**DATA EXCERPT:**
* BEGIN *

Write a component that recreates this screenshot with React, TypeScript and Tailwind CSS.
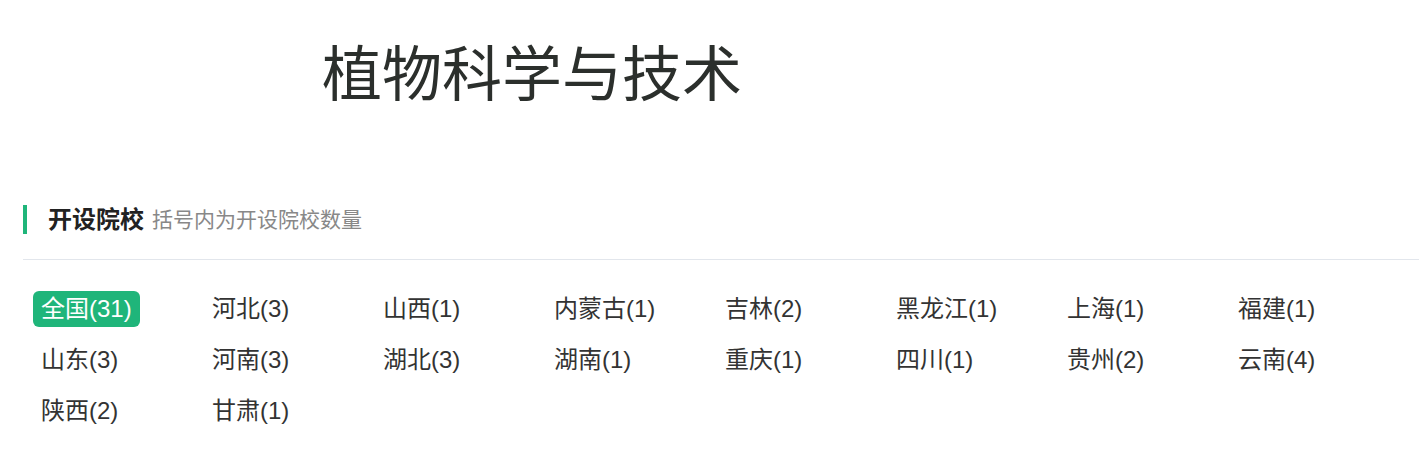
const PROVINCES: { name: string; count: number }[] = [
  { name: "全国", count: 31 },
  { name: "河北", count: 3 },
  { name: "山西", count: 1 },
  { name: "内蒙古", count: 1 },
  { name: "吉林", count: 2 },
  { name: "黑龙江", count: 1 },
  { name: "上海", count: 1 },
  { name: "福建", count: 1 },
  { name: "山东", count: 3 },
  { name: "河南", count: 3 },
  { name: "湖北", count: 3 },
  { name: "湖南", count: 1 },
  { name: "重庆", count: 1 },
  { name: "四川", count: 1 },
  { name: "贵州", count: 2 },
  { name: "云南", count: 4 },
  { name: "陕西", count: 2 },
  { name: "甘肃", count: 1 },
];

export default function App() {
  const active = "全国";

  return (
    <div
      className="min-h-[456px] w-[1419px] bg-white text-[#333]"
      style={{ fontFamily: '"Liberation Sans", Arial, "Noto Sans CJK SC", sans-serif' }}
    >
      <h1 className="pl-[322px] pt-[38px] text-[60px] leading-[76px] font-normal text-[#2b2f2c]">
        植物科学与技术
      </h1>

      <div className="ml-[23px] mt-[91px]">
        <div className="flex items-center border-l-4 border-[#1fb57a] h-[29px] pl-[21px]">
          <span className="text-[24px] font-bold text-[#222]">开设院校</span>
          <span className="ml-[8px] text-[21px] text-[#888]">括号内为开设院校数量</span>
        </div>
        <div className="mt-[25px] border-t border-[#e2e6ec]" />

        <div className="grid grid-cols-[repeat(8,171px)] pl-[10px] pt-[31px]">
          {PROVINCES.map((p) => (
            <div key={p.name} className="h-[51px]">
              <span
                className={
                  p.name === active
                    ? "inline-block h-[36px] leading-[36px] px-2 rounded-md bg-[#1fb57a] text-white text-[24px]"
                    : "inline-block h-[36px] leading-[36px] px-2 text-[24px] text-[#333]"
                }
              >
                {p.name}({p.count})
              </span>
            </div>
          ))}
        </div>
      </div>
    </div>
  );
}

* END *

**WORK INSTRUCTIONS:** The pictures should not be reproduced; quote all of the other material exactly.

**WRITTEN RESPONSE:**
Write a component that recreates this screenshot with React, TypeScript and Tailwind CSS.
const PROVINCES: { name: string; count: number }[] = [
  { name: "全国", count: 31 },
  { name: "河北", count: 3 },
  { name: "山西", count: 1 },
  { name: "内蒙古", count: 1 },
  { name: "吉林", count: 2 },
  { name: "黑龙江", count: 1 },
  { name: "上海", count: 1 },
  { name: "福建", count: 1 },
  { name: "山东", count: 3 },
  { name: "河南", count: 3 },
  { name: "湖北", count: 3 },
  { name: "湖南", count: 1 },
  { name: "重庆", count: 1 },
  { name: "四川", count: 1 },
  { name: "贵州", count: 2 },
  { name: "云南", count: 4 },
  { name: "陕西", count: 2 },
  { name: "甘肃", count: 1 },
];

export default function App() {
  const active = "全国";

  return (
    <div
      className="min-h-[456px] w-[1419px] bg-white text-[#333]"
      style={{ fontFamily: '"Liberation Sans", Arial, "Noto Sans CJK SC", sans-serif' }}
    >
      <h1 className="pl-[322px] pt-[38px] text-[60px] leading-[76px] font-normal text-[#2b2f2c]">
        植物科学与技术
      </h1>

      <div className="ml-[23px] mt-[91px]">
        <div className="flex items-center border-l-4 border-[#1fb57a] h-[29px] pl-[21px]">
          <span className="text-[24px] font-bold text-[#222]">开设院校</span>
          <span className="ml-[8px] text-[21px] text-[#888]">括号内为开设院校数量</span>
        </div>
        <div className="mt-[25px] border-t border-[#e2e6ec]" />

        <div className="grid grid-cols-[repeat(8,171px)] pl-[10px] pt-[31px]">
          {PROVINCES.map((p) => (
            <div key={p.name} className="h-[51px]">
              <span
                className={
                  p.name === active
                    ? "inline-block h-[36px] leading-[36px] px-2 rounded-md bg-[#1fb57a] text-white text-[24px]"
                    : "inline-block h-[36px] leading-[36px] px-2 text-[24px] text-[#333]"
                }
              >
                {p.name}({p.count})
              </span>
            </div>
          ))}
        </div>
      </div>
    </div>
  );
}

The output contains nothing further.